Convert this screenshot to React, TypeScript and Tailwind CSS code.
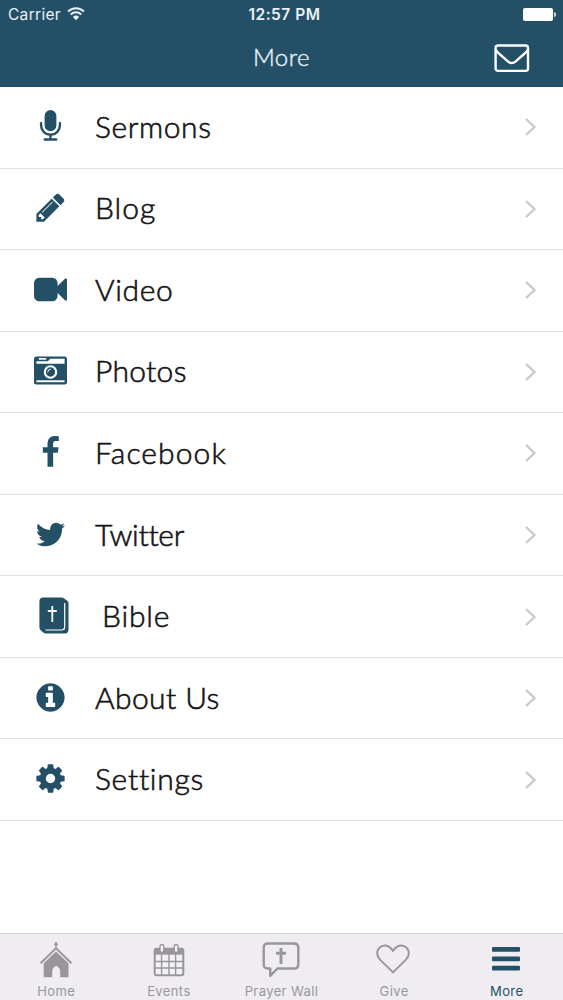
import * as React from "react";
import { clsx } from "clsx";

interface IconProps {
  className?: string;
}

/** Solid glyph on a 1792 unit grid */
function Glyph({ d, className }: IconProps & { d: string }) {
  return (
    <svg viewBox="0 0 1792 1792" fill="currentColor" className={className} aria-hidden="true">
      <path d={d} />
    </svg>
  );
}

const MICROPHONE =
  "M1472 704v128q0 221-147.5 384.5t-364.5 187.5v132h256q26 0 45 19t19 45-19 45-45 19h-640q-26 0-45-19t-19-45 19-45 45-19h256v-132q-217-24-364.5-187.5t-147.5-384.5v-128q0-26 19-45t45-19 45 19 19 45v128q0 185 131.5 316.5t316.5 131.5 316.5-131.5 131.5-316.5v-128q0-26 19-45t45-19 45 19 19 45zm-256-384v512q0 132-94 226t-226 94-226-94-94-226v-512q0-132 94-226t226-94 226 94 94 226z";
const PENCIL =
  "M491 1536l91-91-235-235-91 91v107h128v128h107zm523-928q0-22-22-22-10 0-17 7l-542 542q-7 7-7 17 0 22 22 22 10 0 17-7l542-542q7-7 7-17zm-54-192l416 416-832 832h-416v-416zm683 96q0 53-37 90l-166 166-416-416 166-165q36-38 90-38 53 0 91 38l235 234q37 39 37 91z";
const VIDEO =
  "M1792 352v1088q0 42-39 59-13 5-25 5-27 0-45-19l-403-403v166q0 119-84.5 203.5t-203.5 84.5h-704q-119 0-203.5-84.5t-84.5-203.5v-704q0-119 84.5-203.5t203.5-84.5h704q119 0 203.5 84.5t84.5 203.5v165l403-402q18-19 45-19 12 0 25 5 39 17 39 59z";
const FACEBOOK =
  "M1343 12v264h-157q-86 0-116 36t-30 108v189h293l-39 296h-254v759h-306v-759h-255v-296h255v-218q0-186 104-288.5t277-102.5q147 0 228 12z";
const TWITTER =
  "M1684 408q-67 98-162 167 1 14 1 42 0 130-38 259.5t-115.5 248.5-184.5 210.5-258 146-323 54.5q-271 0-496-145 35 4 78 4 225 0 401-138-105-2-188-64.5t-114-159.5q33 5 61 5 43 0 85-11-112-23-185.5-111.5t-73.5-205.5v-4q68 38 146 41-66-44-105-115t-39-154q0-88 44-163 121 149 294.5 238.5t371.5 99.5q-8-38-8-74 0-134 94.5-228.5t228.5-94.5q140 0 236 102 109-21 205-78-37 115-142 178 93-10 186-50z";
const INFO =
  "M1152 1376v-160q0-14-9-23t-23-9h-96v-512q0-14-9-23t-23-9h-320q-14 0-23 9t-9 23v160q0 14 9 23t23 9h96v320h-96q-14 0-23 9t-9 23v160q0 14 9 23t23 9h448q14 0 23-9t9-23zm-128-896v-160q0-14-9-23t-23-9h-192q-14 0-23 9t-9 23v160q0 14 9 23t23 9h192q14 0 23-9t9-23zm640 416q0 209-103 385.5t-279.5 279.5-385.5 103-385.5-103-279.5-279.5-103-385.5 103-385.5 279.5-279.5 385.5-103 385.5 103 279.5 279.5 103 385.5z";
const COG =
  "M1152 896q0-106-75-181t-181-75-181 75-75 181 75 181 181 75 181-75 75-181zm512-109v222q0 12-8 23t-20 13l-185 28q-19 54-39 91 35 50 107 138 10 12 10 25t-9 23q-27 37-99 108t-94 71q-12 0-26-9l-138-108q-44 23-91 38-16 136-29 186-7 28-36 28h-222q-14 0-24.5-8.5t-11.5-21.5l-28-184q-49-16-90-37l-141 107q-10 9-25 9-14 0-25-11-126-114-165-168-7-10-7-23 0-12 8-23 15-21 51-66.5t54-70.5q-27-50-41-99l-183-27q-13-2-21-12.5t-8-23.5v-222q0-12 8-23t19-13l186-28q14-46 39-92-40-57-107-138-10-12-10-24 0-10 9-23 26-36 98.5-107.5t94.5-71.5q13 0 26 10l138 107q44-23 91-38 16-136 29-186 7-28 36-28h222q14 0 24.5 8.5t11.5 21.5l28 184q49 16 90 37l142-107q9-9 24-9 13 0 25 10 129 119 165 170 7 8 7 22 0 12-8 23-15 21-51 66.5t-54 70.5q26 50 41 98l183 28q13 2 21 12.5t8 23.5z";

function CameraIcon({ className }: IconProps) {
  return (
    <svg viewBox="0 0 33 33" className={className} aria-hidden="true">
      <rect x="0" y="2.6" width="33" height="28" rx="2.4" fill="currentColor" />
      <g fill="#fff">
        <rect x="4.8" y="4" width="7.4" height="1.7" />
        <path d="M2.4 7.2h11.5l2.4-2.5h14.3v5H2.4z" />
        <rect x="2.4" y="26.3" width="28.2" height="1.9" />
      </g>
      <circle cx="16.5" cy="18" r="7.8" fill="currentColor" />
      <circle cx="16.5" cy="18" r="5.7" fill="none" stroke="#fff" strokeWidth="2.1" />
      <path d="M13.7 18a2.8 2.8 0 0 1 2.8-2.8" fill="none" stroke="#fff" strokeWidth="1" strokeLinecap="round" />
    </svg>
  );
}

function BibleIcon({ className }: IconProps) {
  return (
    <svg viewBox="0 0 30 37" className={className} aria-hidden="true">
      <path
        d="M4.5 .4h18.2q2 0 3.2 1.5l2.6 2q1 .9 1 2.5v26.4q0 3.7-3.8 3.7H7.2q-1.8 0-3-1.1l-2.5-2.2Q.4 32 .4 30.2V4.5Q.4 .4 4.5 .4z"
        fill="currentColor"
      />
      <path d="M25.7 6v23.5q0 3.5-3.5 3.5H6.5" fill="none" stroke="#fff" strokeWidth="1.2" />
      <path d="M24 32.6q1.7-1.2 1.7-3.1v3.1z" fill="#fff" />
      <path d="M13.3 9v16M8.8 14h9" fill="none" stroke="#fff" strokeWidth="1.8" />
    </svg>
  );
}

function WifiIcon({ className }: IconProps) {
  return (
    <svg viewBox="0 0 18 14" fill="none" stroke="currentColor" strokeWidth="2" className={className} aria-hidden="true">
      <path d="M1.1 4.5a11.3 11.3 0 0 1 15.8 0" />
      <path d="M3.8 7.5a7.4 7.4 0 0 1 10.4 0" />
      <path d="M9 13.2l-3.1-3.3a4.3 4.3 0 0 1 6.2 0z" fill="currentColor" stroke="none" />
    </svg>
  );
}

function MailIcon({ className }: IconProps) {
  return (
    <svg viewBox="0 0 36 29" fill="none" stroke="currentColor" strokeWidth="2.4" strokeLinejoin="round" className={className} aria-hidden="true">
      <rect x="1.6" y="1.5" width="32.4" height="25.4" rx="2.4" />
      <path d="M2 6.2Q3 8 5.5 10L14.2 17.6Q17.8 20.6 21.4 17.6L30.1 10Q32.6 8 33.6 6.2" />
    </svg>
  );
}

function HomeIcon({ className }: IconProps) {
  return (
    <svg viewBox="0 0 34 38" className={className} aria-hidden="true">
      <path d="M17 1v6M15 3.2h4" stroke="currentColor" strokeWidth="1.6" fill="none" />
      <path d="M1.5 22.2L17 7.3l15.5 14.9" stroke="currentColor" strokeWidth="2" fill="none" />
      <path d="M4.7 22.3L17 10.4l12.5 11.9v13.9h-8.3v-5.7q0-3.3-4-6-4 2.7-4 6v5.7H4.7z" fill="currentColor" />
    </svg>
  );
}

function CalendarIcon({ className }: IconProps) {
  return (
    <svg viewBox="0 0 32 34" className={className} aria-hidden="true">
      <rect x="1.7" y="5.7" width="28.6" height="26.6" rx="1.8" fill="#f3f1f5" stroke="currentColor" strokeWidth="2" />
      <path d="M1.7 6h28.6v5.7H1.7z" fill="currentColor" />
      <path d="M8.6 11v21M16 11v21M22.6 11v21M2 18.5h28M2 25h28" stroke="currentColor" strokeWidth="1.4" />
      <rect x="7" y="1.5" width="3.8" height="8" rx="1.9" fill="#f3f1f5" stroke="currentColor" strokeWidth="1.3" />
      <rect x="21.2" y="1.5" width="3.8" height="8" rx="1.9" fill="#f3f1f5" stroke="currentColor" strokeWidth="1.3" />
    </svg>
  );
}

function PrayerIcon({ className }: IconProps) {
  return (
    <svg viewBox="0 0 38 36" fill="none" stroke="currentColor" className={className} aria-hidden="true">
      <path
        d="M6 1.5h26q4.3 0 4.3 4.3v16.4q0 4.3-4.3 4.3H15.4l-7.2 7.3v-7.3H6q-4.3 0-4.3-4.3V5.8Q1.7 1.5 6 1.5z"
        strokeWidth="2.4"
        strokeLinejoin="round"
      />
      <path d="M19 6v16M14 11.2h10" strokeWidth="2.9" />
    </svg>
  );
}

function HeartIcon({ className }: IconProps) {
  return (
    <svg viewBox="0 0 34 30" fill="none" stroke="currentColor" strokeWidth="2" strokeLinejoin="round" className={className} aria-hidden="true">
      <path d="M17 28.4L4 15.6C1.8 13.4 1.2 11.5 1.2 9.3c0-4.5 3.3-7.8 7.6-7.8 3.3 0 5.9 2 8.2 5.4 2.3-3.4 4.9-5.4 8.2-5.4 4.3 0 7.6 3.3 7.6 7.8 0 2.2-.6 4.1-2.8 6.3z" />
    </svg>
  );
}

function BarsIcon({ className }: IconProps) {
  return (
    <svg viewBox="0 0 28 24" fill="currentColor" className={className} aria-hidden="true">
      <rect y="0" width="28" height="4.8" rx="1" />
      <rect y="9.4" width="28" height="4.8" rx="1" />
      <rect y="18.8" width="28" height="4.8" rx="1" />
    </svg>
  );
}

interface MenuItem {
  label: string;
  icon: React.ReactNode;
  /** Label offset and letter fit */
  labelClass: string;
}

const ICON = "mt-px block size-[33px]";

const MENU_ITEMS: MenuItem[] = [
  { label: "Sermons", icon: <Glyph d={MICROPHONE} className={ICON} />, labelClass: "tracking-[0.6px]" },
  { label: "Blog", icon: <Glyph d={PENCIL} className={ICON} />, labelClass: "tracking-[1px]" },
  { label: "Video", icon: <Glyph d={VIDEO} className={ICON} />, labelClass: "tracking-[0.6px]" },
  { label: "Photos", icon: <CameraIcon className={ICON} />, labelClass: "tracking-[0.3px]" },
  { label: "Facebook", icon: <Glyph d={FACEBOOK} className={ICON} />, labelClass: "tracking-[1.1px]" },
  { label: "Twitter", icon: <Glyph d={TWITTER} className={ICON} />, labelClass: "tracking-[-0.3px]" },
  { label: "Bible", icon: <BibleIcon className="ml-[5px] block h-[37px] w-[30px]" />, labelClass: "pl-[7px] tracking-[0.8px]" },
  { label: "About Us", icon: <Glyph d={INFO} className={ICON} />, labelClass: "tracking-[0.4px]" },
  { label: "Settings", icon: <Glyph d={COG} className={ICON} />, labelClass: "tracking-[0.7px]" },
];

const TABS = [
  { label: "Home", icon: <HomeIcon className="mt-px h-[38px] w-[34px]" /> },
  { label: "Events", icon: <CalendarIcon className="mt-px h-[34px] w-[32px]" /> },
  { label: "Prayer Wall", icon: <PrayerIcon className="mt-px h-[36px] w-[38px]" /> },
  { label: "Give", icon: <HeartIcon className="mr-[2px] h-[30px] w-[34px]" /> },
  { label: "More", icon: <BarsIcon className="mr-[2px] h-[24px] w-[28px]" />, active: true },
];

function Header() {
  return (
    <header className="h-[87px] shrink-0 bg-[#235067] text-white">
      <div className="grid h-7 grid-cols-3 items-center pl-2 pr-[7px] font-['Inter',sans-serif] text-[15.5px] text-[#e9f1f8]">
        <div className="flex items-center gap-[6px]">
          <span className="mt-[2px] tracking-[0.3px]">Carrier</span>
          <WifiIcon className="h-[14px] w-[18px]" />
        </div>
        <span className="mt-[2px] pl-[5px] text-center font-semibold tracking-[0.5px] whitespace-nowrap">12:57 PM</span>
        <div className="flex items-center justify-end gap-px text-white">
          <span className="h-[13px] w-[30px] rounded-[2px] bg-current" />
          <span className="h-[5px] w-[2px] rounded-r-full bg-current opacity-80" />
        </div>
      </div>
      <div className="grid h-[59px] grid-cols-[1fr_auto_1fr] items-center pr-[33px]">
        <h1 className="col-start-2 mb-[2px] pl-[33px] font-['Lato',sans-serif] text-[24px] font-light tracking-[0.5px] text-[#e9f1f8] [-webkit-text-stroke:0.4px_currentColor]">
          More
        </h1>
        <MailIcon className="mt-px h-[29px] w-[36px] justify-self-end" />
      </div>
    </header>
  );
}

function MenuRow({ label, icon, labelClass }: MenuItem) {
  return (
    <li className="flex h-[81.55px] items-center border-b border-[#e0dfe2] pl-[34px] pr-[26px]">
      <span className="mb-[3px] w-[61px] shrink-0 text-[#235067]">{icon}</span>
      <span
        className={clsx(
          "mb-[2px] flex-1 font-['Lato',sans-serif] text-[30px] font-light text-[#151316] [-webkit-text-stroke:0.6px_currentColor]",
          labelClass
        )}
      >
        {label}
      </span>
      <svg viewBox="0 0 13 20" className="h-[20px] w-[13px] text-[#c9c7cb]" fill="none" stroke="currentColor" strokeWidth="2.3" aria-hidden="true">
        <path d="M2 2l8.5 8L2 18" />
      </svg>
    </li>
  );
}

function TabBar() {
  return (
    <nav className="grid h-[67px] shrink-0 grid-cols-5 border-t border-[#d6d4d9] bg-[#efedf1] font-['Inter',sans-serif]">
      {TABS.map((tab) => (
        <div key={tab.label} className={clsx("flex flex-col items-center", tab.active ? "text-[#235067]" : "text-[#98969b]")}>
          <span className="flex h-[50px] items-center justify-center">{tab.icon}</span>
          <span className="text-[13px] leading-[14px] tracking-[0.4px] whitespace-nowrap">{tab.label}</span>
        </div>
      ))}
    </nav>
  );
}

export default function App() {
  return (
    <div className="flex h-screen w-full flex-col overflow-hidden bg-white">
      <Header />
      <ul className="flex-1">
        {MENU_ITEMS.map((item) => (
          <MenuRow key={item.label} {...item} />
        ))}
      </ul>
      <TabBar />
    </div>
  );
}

______

◆ Goal
Where a line above contains the string "React", copy that line.

◆ Correct response
Convert this screenshot to React, TypeScript and Tailwind CSS code.
import * as React from "react";
  icon: React.ReactNode;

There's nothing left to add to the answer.